Thursday, April 18, 2013

Reading Rainbow: Cosmopolis by Don DeLillo

I'm way behind for reasons that I don't really care to get into right now and which are only partly due to a weird TV binge that I'm on. I've got a sizable backlog of posts to get to, so some of these upcoming posts will be brief. That, of course, bears no weight on the random post from somebody like word mule, who has a Prick Tunes post coming tomorrow at noon. This will be a brief one.


I quite like Don DeLillo. I positively loved Underworld and White Noise. I liked Falling Man. Cosmopolis was a different story.

Cosmopolis felt like a novel from a bygone era. I suppose much of the reason for that was the author's intent, but that doesn't really make this novel feel any antiquated or played out. Frankly, Cosmopolis felt like a lesser version of Martin Amis's Money or a more recently penned version of Bret Easton Ellis's American Psycho or Jay McInerney's Bright Lights Big City. Yes, the latter two writers couldn't hold DeLillo's jock, but that doesn't make Cosmopolis feel any less irrelevant.

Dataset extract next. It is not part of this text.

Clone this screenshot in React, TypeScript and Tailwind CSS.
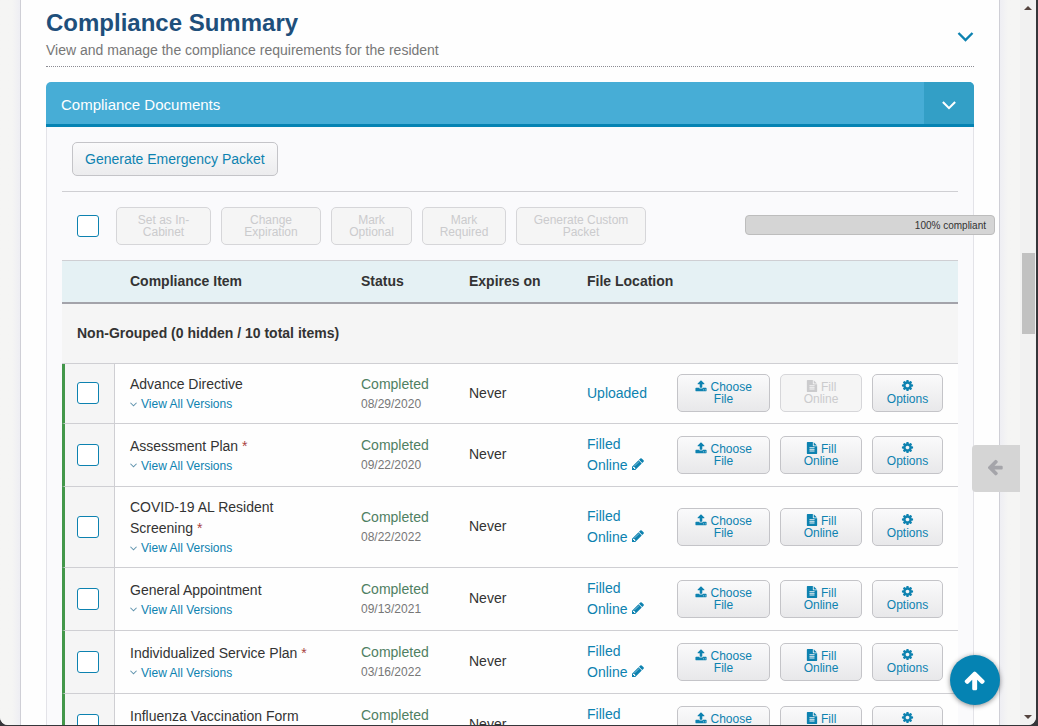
import { ReactNode } from "react";
import clsx from "clsx";

type ComplianceItem = {
  name: string;
  required?: boolean;
  date: string;
  uploaded?: boolean;
};

const items: ComplianceItem[] = [
  { name: "Advance Directive", date: "08/29/2020", uploaded: true },
  { name: "Assessment Plan", required: true, date: "09/22/2020" },
  { name: "COVID-19 AL Resident Screening", required: true, date: "08/22/2022" },
  { name: "General Appointment", date: "09/13/2021" },
  { name: "Individualized Service Plan", required: true, date: "03/16/2022" },
  { name: "Influenza Vaccination Form", date: "10/04/2021" },
];

const bulkActions = [
  { label: "Set as In-Cabinet", width: "w-[95px]" },
  { label: "Change Expiration", width: "w-[100px]" },
  { label: "Mark Optional", width: "w-[81px]" },
  { label: "Mark Required", width: "w-[84px]" },
  { label: "Generate Custom Packet", width: "w-[130px]" },
];

const icons = {
  arrowUp:
    "M1611 971q0 51-37 90l-75 75q-38 38-91 38-54 0-90-38l-294-293v704q0 52-37.5 84.5t-90.5 32.5h-128q-53 0-90.5-32.5t-37.5-84.5v-704l-294 293q-36 38-90 38t-90-38l-75-75q-38-38-38-90 0-53 38-91l651-651q35-37 90-37 54 0 91 37l651 651q37 39 37 91z",
  upload:
    "M1344 1472q0-26-19-45t-45-19-45 19-19 45 19 45 45 19 45-19 19-45zm256 0q0-26-19-45t-45-19-45 19-19 45 19 45 45 19 45-19 19-45zm128-224v320q0 40-28 68t-68 28h-1472q-40 0-68-28t-28-68v-320q0-40 28-68t68-28h427q21 56 70.5 92t110.5 36h256q61 0 110.5-36t70.5-92h427q40 0 68 28t28 68zm-325-648q-17 40-59 40h-256v448q0 26-19 45t-45 19h-256q-26 0-45-19t-19-45v-448h-256q-42 0-59-40-17-39 14-69l448-448q18-19 45-19t45 19l448 448q31 30 14 69z",
  file: "M1596 476q14 14 28 36h-472v-472q22 14 36 28zm-476 164h544v1056q0 40-28 68t-68 28h-1344q-40 0-68-28t-28-68v-1600q0-40 28-68t68-28h800v544q0 40 28 68t68 28zm160 736v-64q0-14-9-23t-23-9h-704q-14 0-23 9t-9 23v64q0 14 9 23t23 9h704q14 0 23-9t9-23zm0-256v-64q0-14-9-23t-23-9h-704q-14 0-23 9t-9 23v64q0 14 9 23t23 9h704q14 0 23-9t9-23zm0-256v-64q0-14-9-23t-23-9h-704q-14 0-23 9t-9 23v64q0 14 9 23t23 9h704q14 0 23-9t9-23z",
  cog: "M1152 896q0-106-75-181t-181-75-181 75-75 181 75 181 181 75 181-75 75-181zm512-109v222q0 12-8 23t-20 13l-185 28q-19 54-39 91 35 50 107 138 10 12 10 25t-9 23q-27 37-99 108t-94 71q-12 0-26-9l-138-108q-44 23-91 38-16 136-29 186-7 28-36 28h-222q-14 0-24.5-8.5t-11.5-21.5l-28-184q-49-16-90-37l-141 107q-10 9-25 9-14 0-25-11-126-114-165-168-7-10-7-23 0-12 8-23 15-21 51-66.5t54-70.5q-27-50-41-99l-183-27q-13-2-21-12.5t-8-23.5v-222q0-12 8-23t19-13l186-28q14-46 39-92-40-57-107-138-10-12-10-24 0-10 9-23 26-36 98.5-107.5t94.5-71.5q13 0 26 10l138 107q44-23 91-38 16-136 29-186 7-28 36-28h222q14 0 24.5 8.5t11.5 21.5l28 184q49 16 90 37l142-107q9-9 24-9 13 0 25 10 129 119 165 170 7 8 7 22 0 12-8 23-15 21-51 66.5t-54 70.5q26 50 41 98l183 28q13 2 21 12.5t8 23.5z",
  pencil:
    "M491 1536l91-91-235-235-91 91v107h128v128h107zm523-928q0-22-22-22-10 0-17 7l-542 542q-7 7-7 17 0 22 22 22 10 0 17-7l542-542q7-7 7-17zm-54-192l416 416-832 832h-416v-416zm683 96q0 53-37 90l-166 166-416-416 166-165q36-38 90-38 53 0 91 38l235 234q37 39 37 91z",
};

function Icon({
  name,
  className,
}: {
  name: keyof typeof icons;
  className?: string;
}) {
  return (
    <svg viewBox="0 0 1792 1792" fill="currentColor" className={className}>
      <path d={icons[name]} />
    </svg>
  );
}

function Chevron({ className }: { className?: string }) {
  return (
    <svg
      viewBox="0 0 16 10"
      className={className}
      fill="none"
      stroke="currentColor"
      strokeWidth="2.4"
    >
      <path d="M1 1l7 7 7-7" />
    </svg>
  );
}

function SmallButton({
  className,
  disabled,
  children,
}: {
  className?: string;
  disabled?: boolean;
  children: ReactNode;
}) {
  return (
    <button
      type="button"
      disabled={disabled}
      className={clsx(
        "h-[38px] shrink-0 rounded-[5px] border px-3 text-center text-xs leading-3",
        disabled
          ? "border-[#d6d6d9] bg-[#f5f5f5] text-[#cbcbcd]"
          : "border-[#c4c4c8] bg-linear-to-b from-[#fafafb] to-[#e8e8ea] text-[#0d82b0]",
        className
      )}
    >
      {children}
    </button>
  );
}

function Checkbox({ label }: { label: string }) {
  return (
    <input
      type="checkbox"
      aria-label={label}
      className="block size-[22px] shrink-0 appearance-none rounded-[3px] border border-[#0d82b0] bg-white checked:bg-[#0d82b0]"
    />
  );
}

function ItemRow({ item }: { item: ComplianceItem }) {
  return (
    <tr className="bg-[#fefefe] [&>td]:border-b [&>td]:border-[#cfcfd3]">
      <td className="border-r border-l-[3px] border-l-[#43974a]! bg-[#f5f5f5] pb-px pl-3">
        <Checkbox label={item.name} />
      </td>
      <td className="px-[15px] py-2.5">
        <div className="leading-[21px] text-[#333]">
          {item.name}
          {item.required && <span className="text-[#a94442]"> *</span>}
        </div>
        <a
          href="#"
          className="flex items-center text-xs leading-[18px] text-[#0d82b0]"
        >
          <Chevron className="mr-1 h-[5px] w-[7px] text-[#5f93ad]" />
          View All Versions
        </a>
      </td>
      <td className="px-[15px] pt-[9px] pb-2.5">
        <div className="leading-[21px] text-[#4f8062]">Completed</div>
        <div className="text-xs leading-[18px] text-[#777]">{item.date}</div>
      </td>
      <td className="px-[15px] pt-[9px] pb-2.5 leading-[21px] text-[#333]">
        Never
      </td>
      <td className="py-2.5 pl-[15px] leading-[21px]">
        <a href="#" className="text-[#0d82b0]">
          {item.uploaded ? (
            "Uploaded"
          ) : (
            <>
              Filled Online{" "}
              <Icon name="pencil" className="-mt-1 inline size-3.5 align-[-1px]" />
            </>
          )}
        </a>
      </td>
      <td className="pt-[9px] pb-2.5 pl-[15px]">
        <div className="flex gap-2.5">
          <SmallButton className="w-[93px]">
            <Icon name="upload" className="-mt-1 inline size-3 align-[-1px]" />{" "}
            Choose File
          </SmallButton>
          <SmallButton className="w-[82px]" disabled={item.uploaded}>
            <Icon name="file" className="-mt-1 inline size-3 align-[-1px]" />{" "}
            Fill Online
          </SmallButton>
          <SmallButton className="w-[71px]">
            <Icon name="cog" className="-mt-1 inline size-[13px] align-[-1px]" />{" "}
            Options
          </SmallButton>
        </div>
      </td>
    </tr>
  );
}

function ComplianceTable() {
  return (
    <table className="w-full table-fixed border-separate border-spacing-0 text-left">
      <colgroup>
        <col className="w-[53px]" />
        <col />
        <col className="w-[108px]" />
        <col className="w-[118px]" />
        <col className="w-[90px]" />
        <col className="w-[296px]" />
      </colgroup>
      <thead>
        <tr className="h-11 bg-[#e5f1f4] text-[#333] [&>*]:border-t [&>*]:border-b-2 [&>*]:border-t-[#cfcfd3] [&>*]:border-b-[#a3a3aa] [&>*]:pb-0.5">
          <td />
          <th className="px-[15px]">Compliance Item</th>
          <th className="px-[15px]">Status</th>
          <th className="px-[15px]">Expires on</th>
          <th className="px-[15px]" colSpan={2}>
            File Location
          </th>
        </tr>
      </thead>
      <tbody>
        <tr className="h-15 bg-[#f5f5f5]">
          <th
            colSpan={6}
            className="border-b border-[#cfcfd3] px-[15px] pb-0.5 text-[#333]"
          >
            Non-Grouped (0 hidden / 10 total items)
          </th>
        </tr>
        {items.map((item) => (
          <ItemRow key={item.name} item={item} />
        ))}
      </tbody>
    </table>
  );
}

function ScrollTrack() {
  return (
    <div className="flex w-4 flex-col items-center justify-between bg-[#f1f1f1] py-1.5">
      <svg viewBox="0 0 8 4" className="h-1 w-2" fill="#54443f">
        <path d="M0 4l4-4 4 4z" />
      </svg>
      <div className="mt-[243px] mb-auto h-[81px] w-[13px] bg-[#c1c1c1]" />
      <svg viewBox="0 0 8 4" className="h-1 w-2" fill="#54443f">
        <path d="M0 0l4 4 4-4z" />
      </svg>
    </div>
  );
}

export default function App() {
  return (
    <div className="h-screen overflow-hidden bg-[#36363a] pr-0.5 pb-px font-['Liberation_Sans',Arial,sans-serif] text-sm">
      <div className="flex h-full overflow-hidden rounded-b-lg bg-[#f5f5f5]">
        <div className="w-5 shrink-0 bg-linear-to-r from-[#f5f5f4] from-60% to-[#eeeef3]" />
        <main className="min-w-0 flex-1 border-x border-[#cfcfd6] bg-[#fefefe] px-[25px]">
          <header className="flex items-center justify-between border-b border-dotted border-[#8b8b93] pt-2 pb-1">
            <div>
              <h1 className="text-2xl leading-[30px] font-bold text-[#1e4f7b]">
                Compliance Summary
              </h1>
              <p className="leading-6 text-[#777]">
                View and manage the compliance requirements for the resident
              </p>
            </div>
            <button type="button" aria-label="Toggle summary" className="pt-1">
              <Chevron className="h-2.5 w-[17px] text-[#0d82b0]" />
            </button>
          </header>

          <section className="mt-[15px]">
            <div className="flex h-[45px] overflow-hidden rounded-t-[5px] border-b-3 border-[#0583b3] bg-[#47add6] text-white">
              <h2 className="flex-1 px-[15px] text-[15px] leading-[45px]">
                Compliance Documents
              </h2>
              <button
                type="button"
                aria-label="Toggle documents"
                className="flex w-[50px] items-center justify-center bg-[#339fc6] pt-1"
              >
                <Chevron className="h-[9px] w-[14px]" />
              </button>
            </div>
            <div className="border-x border-[#e3e3e8] bg-[#fafafc] px-[15px] pt-[15px]">
              <div className="border-b border-[#cfcfd3] px-2.5 pb-[15px]">
                <button
                  type="button"
                  className="block h-[34px] rounded-[5px] border border-[#c4c4c8] bg-linear-to-b from-[#fafafb] to-[#ececee] px-3 text-[#0d82b0]"
                >
                  Generate Emergency Packet
                </button>
              </div>
              <div className="flex items-center py-[15px] pl-[15px]">
                <Checkbox label="Select all" />
                <div className="ml-[17px] flex gap-2.5">
                  {bulkActions.map(({ label, width }) => (
                    <SmallButton key={label} disabled className={width}>
                      {label}
                    </SmallButton>
                  ))}
                </div>
                <div className="relative -mr-[37px] mb-0.5 ml-auto h-5 w-[250px] rounded-[4px] border border-[#bdbdbd] bg-[#d5d5d5] pr-2 text-right text-[10px] leading-5 text-[#333]">
                  100% compliant
                </div>
              </div>
              <ComplianceTable />
            </div>
          </section>
        </main>
        <div className="w-5 shrink-0 bg-linear-to-l from-[#f5f5f4] from-60% to-[#eeeef3]" />
        <ScrollTrack />
      </div>

      <button
        type="button"
        aria-label="Open side panel"
        className="fixed top-[445px] right-[18px] flex h-[47px] w-12 items-center justify-center rounded-l-[4px] bg-[#d5d5d5] pr-0.5 pb-1 text-[#a5a5aa]"
      >
        <Icon name="arrowUp" className="size-[18px] -rotate-90" />
      </button>
      <button
        type="button"
        aria-label="Back to top"
        className="fixed right-[38px] bottom-[21px] flex size-[50px] items-center justify-center rounded-full bg-[#0583b3] text-white shadow-[0_1px_5px_rgba(0,0,0,0.45)]"
      >
        <Icon name="arrowUp" className="size-[23px]" />
      </button>
    </div>
  );
}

Perhaps more importantly, Eric Packer, the lead character who I'll refrain from labeling a protagonist or anti-hero because frankly I don't know what to or care enough to call him anything. His story is one that never engages. DeLillo never draws the reader into Packer in any way, never gives any insight to the character, never imbues him with enough character or pathos or gravitas to ever make one give a fuck about him. Things happen to him and he does things, but they are simply a series of events that bear little in the way of importance to the reader.

Cosmopolis could very well have gone over my head. That doesn't change the fact that I didn't care for it at all.